By EDITH M. LEDERER Associated Press
UNITED NATIONS (AP) — The U.N. secretary-general says 2019 was the most violent year for former fighters from Colombia’s largest rebel group since it signed a peace deal with the government in 2016.
Antonio Guterres said in a report to the U.N. Security Council circulated Thursday that 77 members of the former rebel group, the Revolutionary Armed Forces of Colombia or FARC, were killed up until December 26, compared with 65 in 2018 and 31 in 2017.
In addition, he said, 14 ex-FARC combatants disappeared and 29 were targets of attempted homicides.
Secretary-General Guterres reiterated his calls for more effective measures to protect former combatants and their families, saying they face “particular vulnerabilities.”
The U.N. chief also called again for more effective measures to protect social leaders, human rights defenders and people involved in implementing the peace agreement, saying violence against them is continuing.
He said the “violence remains concentrated in the rural areas of Cauca, Narino, Antioquia, Caqueta and Norte de Santander Departments where there is a convergence of weak state presence, illegal economies and poverty.”
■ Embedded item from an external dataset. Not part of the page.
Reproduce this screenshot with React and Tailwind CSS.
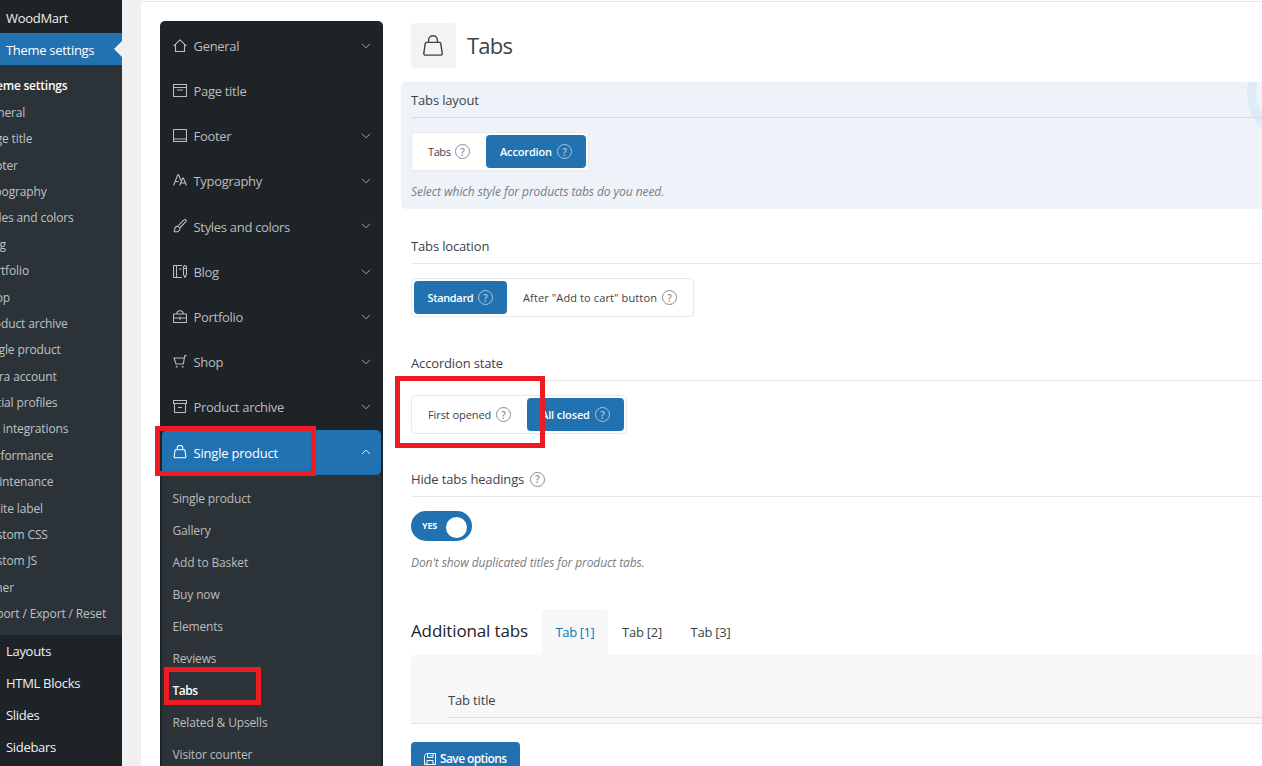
import { useState } from "react";

const adminSubmenu = [
  "Theme settings",
  "General",
  "Page title",
  "Footer",
  "Typography",
  "Styles and colors",
  "Blog",
  "Portfolio",
  "Shop",
  "Product archive",
  "Single product",
  "Extra account",
  "Social profiles",
  "API integrations",
  "Performance",
  "Maintenance",
  "White label",
  "Custom CSS",
  "Custom JS",
  "Other",
  "Import / Export / Reset",
];

const adminBottom = ["Layouts", "HTML Blocks", "Slides", "Sidebars"];

const icons = {
  home: <path d="M.5 7.200 7 .8l6.500 6.400M2.500 5.800v6.700h9V5.800" />,
  page: <path d="M.5.5h13v12H.5zM.5 3.500h13M4 6h6" />,
  footer: <path d="M.5.5h13v12H.5zM.5 10h13" />,
  type: <path d="M.5 11.500 4.800.8h.7L8 6.500M2.500 7.500h3M6.500 11.500l3.200-7.500h.6l3.200 7.500M7.700 9h4.700" />,
  brush: (
    <>
      <path d="M5.300 6.700 11 .9c1.300-1 2.800.4 1.900 1.700L7.300 8.500" />
      <path d="M1 12.500c1.200-.5.2-2.500 1.200-4.200 1.500-2 5-.5 4.800 1.700-.2 2.500-3.500 3.400-6 2.500z" />
    </>
  ),
  blog: (
    <>
      <path d="M9 .5H.5v12H9M3.500.5v12M6 4h2.500" />
      <path d="M10.500 2.500c0-2.500 3-2.500 3 0v7L12 12.500l-1.500-3zM10.500 3.500h3" />
    </>
  ),
  portfolio: (
    <>
      <path d="M.5 4h13v8.500H.5zM.5 8h13M7 6.500V10" />
      <path d="M3.800 4c0-4.300 6.400-4.300 6.400 0" />
    </>
  ),
  cart: (
    <>
      <path d="M13.500.6h-1.700L10.300 9H3L1 3h10.300" />
      <path d="M2.800 11h1.700v1.500H2.800zM8.800 11h1.700v1.500H8.800z" fill="currentColor" stroke="none" />
    </>
  ),
  archive: <path d="M.5.5h13v3H.5zM1.500 3.500v9h11v-9M5 7.500h4" />,
  bag: (
    <>
      <path d="M2.700 4.700h8.600l.6.5 1 6.800-.6.800H1.700l-.6-.8 1-6.800z" />
      <path d="M4.200 4.700V3.300a2.800 2.800 0 0 1 5.600 0v1.400" />
    </>
  ),
};

const navItems = [
  { label: "General", icon: "home", arrow: true },
  { label: "Page title", icon: "page" },
  { label: "Footer", icon: "footer", arrow: true },
  { label: "Typography", icon: "type", arrow: true },
  { label: "Styles and colors", icon: "brush", arrow: true },
  { label: "Blog", icon: "blog", arrow: true },
  { label: "Portfolio", icon: "portfolio", arrow: true },
  { label: "Shop", icon: "cart", arrow: true },
  { label: "Product archive", icon: "archive", arrow: true },
];

const productItems = [
  "Single product",
  "Gallery",
  "Add to Basket",
  "Buy now",
  "Elements",
  "Reviews",
  "Tabs",
  "Related & Upsells",
  "Visitor counter",
];

const Icon = ({ name, className = "size-3.5", strokeWidth = 1.1 }) => (
  <svg
    viewBox="0 0 14 14"
    fill="none"
    stroke="currentColor"
    strokeWidth={strokeWidth}
    strokeLinejoin="round"
    className={`shrink-0 ${className}`}
  >
    {icons[name]}
  </svg>
);

const Chevron = ({ up }) => (
  <svg viewBox="0 0 10 6" fill="none" stroke="currentColor" className="h-1.5 w-2.5 opacity-85">
    <path d={up ? "M1 5l4-4 4 4" : "M1 .8l4 4 4-4"} />
  </svg>
);

const Help = () => (
  <span className="flex size-[15px] items-center justify-center rounded-full border border-current text-[10px] leading-none font-semibold tracking-normal opacity-60">
    ?
  </span>
);

const AdminMenu = () => (
  <aside className="h-full w-[122px] shrink-0 overflow-hidden bg-[#1d2327] pt-px text-[13px] tracking-[-0.3px] whitespace-nowrap text-[#f0f0f1]">
    <div className="flex h-8 items-center pt-[3px] pl-1.5">WoodMart</div>
    <div className="flex h-8 items-center justify-between bg-[#2271b1] pl-1.5 text-white">
      <span className="pt-[3px]">Theme settings</span>
      <span className="border-y-8 border-r-8 border-y-transparent border-r-[#f0f0f1]" />
    </div>
    <ul className="h-[570px] bg-[#2c3338] pt-[8.200px] text-[12px] tracking-[-0.13px] text-[#bfc2c4]">
      {adminSubmenu.map((item, i) => (
        <li
          key={item}
          className={`-ml-[18px] flex h-[26.400px] items-center ${
            i === 0 ? "font-semibold tracking-[-0.22px] text-white" : ""
          }`}
        >
          {item}
        </li>
      ))}
    </ul>
    {adminBottom.map((item) => (
      <div key={item} className="flex h-8 items-center pt-0.5 pl-1.5">
        {item}
      </div>
    ))}
  </aside>
);

const SettingsNav = () => (
  <nav className="mt-[19px] ml-[19px] w-[223px] shrink-0 rounded-t-[5px] bg-[#1d2327] px-0.5 pt-0.5 text-[13px] tracking-[-0.3px] text-[#bbbdbe]">
    {navItems.map(({ label, icon, arrow }) => (
      <div key={label} className="flex h-[45.200px] items-center pr-2.5 pl-[10.500px]">
        <Icon name={icon} />
        <span className="grow pt-0.5 pl-[7px]">{label}</span>
        {arrow && <Chevron />}
      </div>
    ))}
    <div className="relative z-10 flex h-[45.200px] items-center rounded-[5px] bg-[#2271b1] pr-2.5 pl-[10.500px] text-white">
      <Icon name="bag" />
      <span className="grow pt-0.5 pl-[7px] tracking-[-0.2px]">Single product</span>
      <Chevron up />
      <span className="absolute -top-1 -left-[7px] h-[50px] w-[161px] border-5 border-[#ed1c24]" />
    </div>
    <ul className="-mt-1 bg-[#2c3338] pt-3 text-[12px] tracking-[-0.15px]">
      {productItems.map((item) => (
        <li
          key={item}
          className={`relative flex h-8 items-center pl-[10.500px] ${
            item === "Tabs" ? "font-semibold tracking-[-0.5px] text-white" : ""
          }`}
        >
          <span className="pt-px">{item}</span>
          {item === "Tabs" && (
            <span className="absolute -top-[8px] left-0.5 h-[38px] w-[97px] border-5 border-[#ed1c24]" />
          )}
        </li>
      ))}
    </ul>
  </nav>
);

const ButtonSet = ({ options, value, onChange }) => (
  <div className="mt-3.5 flex h-[39px] w-fit rounded-[4px] border border-[#e8e9ea] bg-white p-0.5 text-[11px]">
    {options.map(({ label, width }) => (
      <button
        key={label}
        onClick={() => onChange(label)}
        className={`flex items-center rounded-[4px] whitespace-nowrap ${width} ${
          value === label ? "bg-[#2271b1] font-semibold text-white" : "text-[#3c434a]"
        }`}
      >
        <span className="grow pt-0.5 text-left">{label}</span>
        <Help />
      </button>
    ))}
  </div>
);

const Label = ({ children, help, className = "border-[#e8e9ea]" }) => (
  <div
    className={`flex h-[35px] items-center gap-1.5 border-b text-[13px] font-medium tracking-[-0.15px] text-[#3c434a] ${className}`}
  >
    <span className="pt-0.5">{children}</span>
    {help && <Help />}
  </div>
);

const Content = () => {
  const [layout, setLayout] = useState("Accordion");
  const [location, setLocation] = useState("Standard");
  const [state, setState] = useState("All closed");

  return (
    <main className="ml-[18px] min-w-0 grow pt-[21px]">
      <header className="ml-2.5 flex h-[45px] items-center gap-[11px]">
        <span className="flex size-[45px] items-center justify-center rounded-[4px] bg-[#f3f3f3] text-[#3c434a]">
          <Icon name="bag" className="-ml-px size-[22px]" strokeWidth={0.9} />
        </span>
        <h1 className="text-[22px] font-medium tracking-[-0.8px] text-[#3c434a]">Tabs</h1>
      </header>

      <section className="relative mt-3.5 h-[127px] overflow-hidden rounded-l-[5px] bg-[#eef3fa] pt-px pl-2.5">
        <span className="absolute -top-[43px] left-[846px] size-[106px] rounded-full border-9 border-[#dcebf4]" />
        <Label className="relative border-[#cbe1ee]">Tabs layout</Label>
        <ButtonSet
          value={layout}
          onChange={setLayout}
          options={[
            { label: "Tabs", width: "w-[72px] pl-3.5 pr-[16px] tracking-[-0.4px]" },
            { label: "Accordion", width: "w-[100px] pl-3.5 pr-[14px] tracking-[-0.15px]" },
          ]}
        />
        <p className="mt-3 text-[12px] tracking-[-0.07px] text-[#787c82] italic">
          Select which style for products tabs do you need.
        </p>
      </section>

      <div className="pl-2.5">
        <section className="mt-5">
          <Label>Tabs location</Label>
          <ButtonSet
            value={location}
            onChange={setLocation}
            options={[
              { label: "Standard", width: "w-[93px] pl-[13.500px] pr-[14px] tracking-[-0.35px]" },
              { label: 'After "Add to cart" button', width: "w-[184px] pl-[16px] pr-[14px] tracking-[0.12px]" },
            ]}
          />
        </section>

        <section className="relative mt-[29px]">
          <Label>Accordion state</Label>
          <ButtonSet
            value={state}
            onChange={setState}
            options={[
              { label: "First opened", width: "w-[113px] pl-3.5 pr-[16px] tracking-[-0.08px]" },
              { label: "All closed", width: "w-[97px] pl-3.5 pr-[14px] tracking-[-0.12px]" },
            ]}
          />
          <span className="absolute top-[30px] -left-4 h-[72px] w-[150px] border-5 border-[#ed1c24]" />
        </section>

        <section className="mt-7">
          <Label help>Hide tabs headings</Label>
          <div className="mt-3.5 flex h-[30px] w-[61px] items-center justify-between rounded-full bg-[#2271b1] pr-[5px] pl-[11px] text-[9px] font-bold tracking-[-0.2px] text-white">
            YES
            <span className="mt-0.5 size-[21px] rounded-full bg-white" />
          </div>
          <p className="mt-[13px] text-[12px] tracking-[-0.1px] text-[#787c82] italic">
            Don't show duplicated titles for product tabs.
          </p>
        </section>

        <section className="mt-[37px]">
          <div className="flex h-[46px] items-center text-[13px] tracking-[-0.25px] text-[#3c434a]">
            <h2 className="w-[131px] pb-0.5 text-[17px] font-medium tracking-[-0.13px] text-[#1d2327]">
              Additional tabs
            </h2>
            <span className="flex h-full w-[66px] items-center justify-center rounded-t-[5px] bg-[#f7f7f7] pt-0.5 font-medium tracking-[-0.4px] text-[#007cba]">
              Tab [1]
            </span>
            <span className="w-[68px] pt-0.5 text-center">Tab [2]</span>
            <span className="w-[69px] pt-0.5 text-center">Tab [3]</span>
          </div>
          <div className="h-[69px] rounded-tl-[4px] border-b border-[#e5e5e5] bg-[#f7f7f7] pt-7 pl-[37px]">
            <Label className="h-9 border-[#dddddd]">Tab title</Label>
          </div>
        </section>

        <button className="mt-[18px] flex h-[34px] w-[109px] items-center gap-1 rounded-[4px] bg-[#2271b1] pl-[13px] text-[12px] font-semibold tracking-[-0.6px] whitespace-nowrap text-white">
          <svg viewBox="0 0 12 12" fill="none" stroke="currentColor" className="-mt-px size-3 shrink-0">
            <path d="M2.500.5h9v11h-11v-9zM3.500.5v4h5.500v-4M3 11.500v-4h6v4M7 2v1.500" />
          </svg>
          Save options
        </button>
      </div>
    </main>
  );
};

const App = () => (
  <div className="flex h-[766px] w-[1262px] overflow-hidden bg-[#f0f0f1] font-['Open_Sans','Noto_Sans',sans-serif]">
    <AdminMenu />
    <div className="ml-[19px] flex h-full min-w-0 grow flex-col overflow-hidden bg-white pt-px">
      <div className="flex grow border-t border-[#e8e9ea]">
        <SettingsNav />
        <Content />
      </div>
    </div>
  </div>
);

export default App;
The attorney general’s office attributes the majority of these killings “to illegal armed groups and criminal organizations and their support networks,” Guterres said.
The secretary-general said: “A public policy for the dismantling of illegal armed groups and criminal organizations and their support networks, as called for in the peace agreement, is essential to curb the violence that these groups inflict upon vulnerable communities.”
On a more optimistic note, Guterres said that “three years after the signing of the peace agreement, Colombians are striving to write a new chapter of peace-building, reconciliation and hope.”
“Thousands of former combatants continue their reintegration into civilian life while Colombian society continues to show inspiring signs that it is willing to embrace them,” he said.
Guterres pointed to more active participation by victims in transitional justice bodies including truth and justice hearings and the strong participation and comparatively peaceful local and departmental elections in October—the first since the peace agreement.
This is evidence of the gradual advance “towards a more inclusive and democratic Colombia,” the secretary-general said.